Friday, July 11, 2014

Forgotten Books: The Bitch - Gil Brewer


With a title like THE BITCH and an author like Gil Brewer, you'd expect that this novel would have a femme fatale in it, and you'd be right. In fact, it sort of has two.

The narrator and protagonist, Tate Morgan, is a private detective who works for his brother Sam's agency in Tampa. He's hired by a rich man to find out if the guy's beautiful young wife is cheating on him. We've all read enough of these novels to know how that's going to turn out. Of course she's cheating on him—with Tate. Whose life is complicated by his own beautiful wife who keeps pressuring him to make something of himself instead of being content to work for his brother. So given all that, when the agency gets the job of guarding a big payroll for the company that belongs to Tate's client, it's no great stretch to figure that payroll is going to be heisted in an inside job.

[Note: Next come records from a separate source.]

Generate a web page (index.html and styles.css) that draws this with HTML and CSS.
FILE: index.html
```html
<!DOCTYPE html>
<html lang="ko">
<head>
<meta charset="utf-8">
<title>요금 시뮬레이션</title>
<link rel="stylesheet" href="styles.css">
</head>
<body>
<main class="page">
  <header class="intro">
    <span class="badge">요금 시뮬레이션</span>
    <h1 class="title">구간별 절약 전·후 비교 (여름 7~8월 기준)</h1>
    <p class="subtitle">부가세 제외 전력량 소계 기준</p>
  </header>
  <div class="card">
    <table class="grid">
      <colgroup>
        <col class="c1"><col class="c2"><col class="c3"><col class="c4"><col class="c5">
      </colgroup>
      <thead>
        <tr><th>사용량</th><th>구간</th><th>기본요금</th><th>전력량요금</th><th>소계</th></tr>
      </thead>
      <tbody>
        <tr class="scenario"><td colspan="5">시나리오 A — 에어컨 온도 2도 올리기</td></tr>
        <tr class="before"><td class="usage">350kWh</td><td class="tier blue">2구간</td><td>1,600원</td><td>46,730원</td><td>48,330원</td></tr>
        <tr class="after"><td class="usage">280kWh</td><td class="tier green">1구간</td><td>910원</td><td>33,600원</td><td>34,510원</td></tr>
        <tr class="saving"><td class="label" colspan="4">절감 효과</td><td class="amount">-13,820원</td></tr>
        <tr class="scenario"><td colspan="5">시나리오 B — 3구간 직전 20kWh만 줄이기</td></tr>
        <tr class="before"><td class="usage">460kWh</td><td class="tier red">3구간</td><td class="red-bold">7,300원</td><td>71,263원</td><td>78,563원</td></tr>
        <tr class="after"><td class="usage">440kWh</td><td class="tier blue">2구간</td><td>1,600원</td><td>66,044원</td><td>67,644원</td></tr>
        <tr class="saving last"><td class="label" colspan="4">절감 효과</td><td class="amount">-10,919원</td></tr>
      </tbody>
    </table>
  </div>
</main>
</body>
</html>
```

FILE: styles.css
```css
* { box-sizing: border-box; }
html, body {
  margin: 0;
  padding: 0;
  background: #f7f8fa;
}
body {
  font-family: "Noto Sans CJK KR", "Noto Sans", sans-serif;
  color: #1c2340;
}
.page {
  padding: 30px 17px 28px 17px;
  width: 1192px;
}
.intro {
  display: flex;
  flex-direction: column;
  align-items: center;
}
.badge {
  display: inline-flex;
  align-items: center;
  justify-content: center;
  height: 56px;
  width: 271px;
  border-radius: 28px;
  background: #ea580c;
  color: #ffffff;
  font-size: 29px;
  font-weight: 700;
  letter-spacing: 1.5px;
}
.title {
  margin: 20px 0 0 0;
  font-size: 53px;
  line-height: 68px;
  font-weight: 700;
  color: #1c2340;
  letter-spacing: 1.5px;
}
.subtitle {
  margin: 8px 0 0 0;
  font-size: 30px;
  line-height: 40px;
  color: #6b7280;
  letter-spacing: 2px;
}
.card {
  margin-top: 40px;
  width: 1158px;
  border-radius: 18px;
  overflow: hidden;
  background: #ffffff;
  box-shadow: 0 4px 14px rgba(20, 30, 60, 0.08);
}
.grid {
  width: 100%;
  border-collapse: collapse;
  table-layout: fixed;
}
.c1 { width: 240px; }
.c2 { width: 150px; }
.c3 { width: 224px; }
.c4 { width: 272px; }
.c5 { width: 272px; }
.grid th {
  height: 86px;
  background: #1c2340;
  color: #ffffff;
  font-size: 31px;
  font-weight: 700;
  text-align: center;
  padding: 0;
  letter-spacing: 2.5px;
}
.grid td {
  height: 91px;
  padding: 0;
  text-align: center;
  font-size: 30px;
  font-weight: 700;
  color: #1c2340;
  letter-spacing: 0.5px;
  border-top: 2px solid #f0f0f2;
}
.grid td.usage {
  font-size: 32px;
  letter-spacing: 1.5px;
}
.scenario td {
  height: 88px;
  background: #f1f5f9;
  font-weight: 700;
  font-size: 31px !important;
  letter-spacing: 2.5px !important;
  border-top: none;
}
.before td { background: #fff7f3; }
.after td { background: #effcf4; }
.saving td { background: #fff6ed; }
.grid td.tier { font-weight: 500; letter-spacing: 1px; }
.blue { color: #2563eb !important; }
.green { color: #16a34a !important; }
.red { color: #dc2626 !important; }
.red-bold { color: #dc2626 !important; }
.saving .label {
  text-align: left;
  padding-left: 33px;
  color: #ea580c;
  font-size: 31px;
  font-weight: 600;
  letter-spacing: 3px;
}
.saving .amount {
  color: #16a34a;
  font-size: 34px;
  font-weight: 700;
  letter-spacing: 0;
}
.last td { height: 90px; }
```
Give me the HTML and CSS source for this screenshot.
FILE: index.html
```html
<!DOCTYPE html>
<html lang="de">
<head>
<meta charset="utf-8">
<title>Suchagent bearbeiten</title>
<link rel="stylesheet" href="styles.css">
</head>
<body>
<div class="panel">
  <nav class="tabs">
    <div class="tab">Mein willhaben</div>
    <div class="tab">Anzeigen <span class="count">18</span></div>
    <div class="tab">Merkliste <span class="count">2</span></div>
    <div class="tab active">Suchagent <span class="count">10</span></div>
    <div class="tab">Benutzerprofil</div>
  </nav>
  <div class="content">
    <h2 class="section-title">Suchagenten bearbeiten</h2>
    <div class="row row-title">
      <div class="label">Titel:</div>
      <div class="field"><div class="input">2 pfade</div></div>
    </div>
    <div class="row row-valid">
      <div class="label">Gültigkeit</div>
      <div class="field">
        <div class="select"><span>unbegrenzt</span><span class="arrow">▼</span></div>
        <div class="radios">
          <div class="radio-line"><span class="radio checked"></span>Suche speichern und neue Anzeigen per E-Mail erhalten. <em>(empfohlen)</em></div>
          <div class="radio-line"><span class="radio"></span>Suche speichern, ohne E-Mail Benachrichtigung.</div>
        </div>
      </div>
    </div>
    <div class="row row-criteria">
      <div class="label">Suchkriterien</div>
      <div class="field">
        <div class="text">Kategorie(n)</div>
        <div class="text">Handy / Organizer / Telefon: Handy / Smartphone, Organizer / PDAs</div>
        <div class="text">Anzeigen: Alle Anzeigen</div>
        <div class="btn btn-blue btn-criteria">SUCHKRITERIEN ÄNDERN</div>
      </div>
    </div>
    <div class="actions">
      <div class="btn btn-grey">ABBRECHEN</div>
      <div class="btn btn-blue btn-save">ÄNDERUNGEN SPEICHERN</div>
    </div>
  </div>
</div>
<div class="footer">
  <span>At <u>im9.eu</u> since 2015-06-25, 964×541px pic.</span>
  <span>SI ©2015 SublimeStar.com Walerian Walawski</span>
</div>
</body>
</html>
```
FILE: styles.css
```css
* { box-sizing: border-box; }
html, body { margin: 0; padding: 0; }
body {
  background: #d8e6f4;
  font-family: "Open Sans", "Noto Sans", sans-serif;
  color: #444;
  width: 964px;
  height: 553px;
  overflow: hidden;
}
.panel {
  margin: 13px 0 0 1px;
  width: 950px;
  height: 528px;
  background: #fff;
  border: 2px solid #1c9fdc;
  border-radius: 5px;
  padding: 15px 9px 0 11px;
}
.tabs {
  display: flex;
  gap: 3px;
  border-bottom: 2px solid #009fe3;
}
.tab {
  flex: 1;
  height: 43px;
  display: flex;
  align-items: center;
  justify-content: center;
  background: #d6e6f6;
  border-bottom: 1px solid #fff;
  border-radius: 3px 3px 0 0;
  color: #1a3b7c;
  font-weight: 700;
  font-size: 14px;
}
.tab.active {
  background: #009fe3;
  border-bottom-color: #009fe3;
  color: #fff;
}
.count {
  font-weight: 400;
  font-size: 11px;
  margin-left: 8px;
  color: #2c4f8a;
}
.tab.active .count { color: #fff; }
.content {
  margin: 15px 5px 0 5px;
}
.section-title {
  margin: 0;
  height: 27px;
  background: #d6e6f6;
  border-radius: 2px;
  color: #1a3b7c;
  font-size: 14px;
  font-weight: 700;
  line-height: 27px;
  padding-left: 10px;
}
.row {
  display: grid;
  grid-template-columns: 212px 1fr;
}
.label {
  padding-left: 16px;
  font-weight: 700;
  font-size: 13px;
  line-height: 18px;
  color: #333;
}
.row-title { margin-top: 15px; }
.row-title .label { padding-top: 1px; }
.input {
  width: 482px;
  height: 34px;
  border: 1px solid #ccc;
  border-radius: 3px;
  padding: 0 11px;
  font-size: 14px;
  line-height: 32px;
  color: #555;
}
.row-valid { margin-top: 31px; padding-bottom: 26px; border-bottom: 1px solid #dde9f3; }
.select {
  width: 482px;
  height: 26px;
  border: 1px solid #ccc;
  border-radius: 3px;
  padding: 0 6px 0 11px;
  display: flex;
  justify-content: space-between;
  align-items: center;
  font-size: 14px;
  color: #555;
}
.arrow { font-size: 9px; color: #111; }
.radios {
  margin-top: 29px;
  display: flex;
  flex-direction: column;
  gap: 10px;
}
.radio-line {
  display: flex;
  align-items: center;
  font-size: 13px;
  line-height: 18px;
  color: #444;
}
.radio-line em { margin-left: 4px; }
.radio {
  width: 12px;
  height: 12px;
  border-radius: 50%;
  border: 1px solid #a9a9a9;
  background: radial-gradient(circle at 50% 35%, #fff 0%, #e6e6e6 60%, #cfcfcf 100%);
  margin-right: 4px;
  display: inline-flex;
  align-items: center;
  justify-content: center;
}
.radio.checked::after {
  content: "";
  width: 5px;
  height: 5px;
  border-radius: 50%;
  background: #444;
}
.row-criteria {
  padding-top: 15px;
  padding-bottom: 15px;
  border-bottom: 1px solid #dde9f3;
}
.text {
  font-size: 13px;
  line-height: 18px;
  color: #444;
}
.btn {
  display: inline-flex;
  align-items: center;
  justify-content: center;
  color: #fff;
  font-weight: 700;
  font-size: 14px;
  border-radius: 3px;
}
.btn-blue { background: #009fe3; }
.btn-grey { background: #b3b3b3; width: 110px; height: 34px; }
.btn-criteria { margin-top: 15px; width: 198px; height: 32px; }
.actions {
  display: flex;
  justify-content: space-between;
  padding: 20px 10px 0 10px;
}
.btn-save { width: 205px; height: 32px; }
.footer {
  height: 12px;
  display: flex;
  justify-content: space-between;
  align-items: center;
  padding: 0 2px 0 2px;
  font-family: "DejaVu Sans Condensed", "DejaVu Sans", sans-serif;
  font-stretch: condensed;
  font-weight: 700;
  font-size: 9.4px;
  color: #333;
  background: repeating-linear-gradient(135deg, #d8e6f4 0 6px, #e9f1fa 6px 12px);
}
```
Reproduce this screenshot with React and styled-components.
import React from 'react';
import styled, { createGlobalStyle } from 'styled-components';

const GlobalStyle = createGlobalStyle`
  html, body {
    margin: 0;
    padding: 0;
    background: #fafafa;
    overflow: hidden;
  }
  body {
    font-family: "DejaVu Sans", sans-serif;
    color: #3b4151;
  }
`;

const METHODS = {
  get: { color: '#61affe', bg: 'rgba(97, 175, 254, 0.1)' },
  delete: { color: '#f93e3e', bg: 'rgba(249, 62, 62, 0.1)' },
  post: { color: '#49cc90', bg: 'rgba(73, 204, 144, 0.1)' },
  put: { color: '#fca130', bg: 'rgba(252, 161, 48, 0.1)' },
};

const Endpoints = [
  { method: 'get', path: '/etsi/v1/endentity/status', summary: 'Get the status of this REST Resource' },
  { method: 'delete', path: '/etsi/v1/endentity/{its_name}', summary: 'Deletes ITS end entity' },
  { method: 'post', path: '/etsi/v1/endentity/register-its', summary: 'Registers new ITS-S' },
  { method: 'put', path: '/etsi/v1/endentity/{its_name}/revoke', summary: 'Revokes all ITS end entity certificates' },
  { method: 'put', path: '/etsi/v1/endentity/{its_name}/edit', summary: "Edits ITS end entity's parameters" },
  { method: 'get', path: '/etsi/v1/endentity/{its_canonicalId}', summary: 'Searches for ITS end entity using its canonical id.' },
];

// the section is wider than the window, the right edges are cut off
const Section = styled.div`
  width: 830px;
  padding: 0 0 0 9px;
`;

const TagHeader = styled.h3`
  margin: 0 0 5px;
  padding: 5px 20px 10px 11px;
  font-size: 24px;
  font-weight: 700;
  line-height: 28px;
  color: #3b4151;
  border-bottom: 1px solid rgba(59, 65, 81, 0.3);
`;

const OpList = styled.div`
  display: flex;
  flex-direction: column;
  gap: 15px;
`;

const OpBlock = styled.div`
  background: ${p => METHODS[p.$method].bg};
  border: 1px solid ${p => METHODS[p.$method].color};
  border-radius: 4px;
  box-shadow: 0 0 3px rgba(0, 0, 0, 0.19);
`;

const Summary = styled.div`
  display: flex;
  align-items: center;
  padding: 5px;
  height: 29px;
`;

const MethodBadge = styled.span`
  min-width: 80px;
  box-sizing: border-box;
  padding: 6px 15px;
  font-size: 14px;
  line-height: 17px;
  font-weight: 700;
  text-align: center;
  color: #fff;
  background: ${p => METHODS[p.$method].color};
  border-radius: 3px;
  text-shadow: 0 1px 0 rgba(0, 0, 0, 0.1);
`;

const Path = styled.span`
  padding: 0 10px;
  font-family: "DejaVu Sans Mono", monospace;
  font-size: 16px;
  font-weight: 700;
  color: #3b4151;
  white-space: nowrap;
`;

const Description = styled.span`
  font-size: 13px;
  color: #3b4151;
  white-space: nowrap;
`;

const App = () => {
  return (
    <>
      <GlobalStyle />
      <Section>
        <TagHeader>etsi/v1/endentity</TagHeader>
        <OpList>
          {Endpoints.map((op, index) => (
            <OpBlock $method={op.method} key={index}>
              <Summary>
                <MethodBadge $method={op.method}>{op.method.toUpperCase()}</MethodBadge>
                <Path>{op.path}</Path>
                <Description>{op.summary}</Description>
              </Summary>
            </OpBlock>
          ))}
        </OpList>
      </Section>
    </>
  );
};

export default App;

Brewer never lets things play out exactly the way you'd expect, though. Sure, Tate winds up on the run from both the cops and the crooks with a satchel full of money, accused of murders he didn't commit, but there are some nice twists along the way. As usual, Brewer does a great job with the tropical setting and with capturing the sweaty desperation that grips most of the characters in this fast-moving novel. His writing seems really sharp to me, with a lot of lines that are pure hardboiled poetry.

This book was published originally by Avon in 1958 and seems to be one of the more scarce Gil Brewer novels. It's currently available in an e-book edition from Prologue Books and is well worth reading for fans of noir crime novels.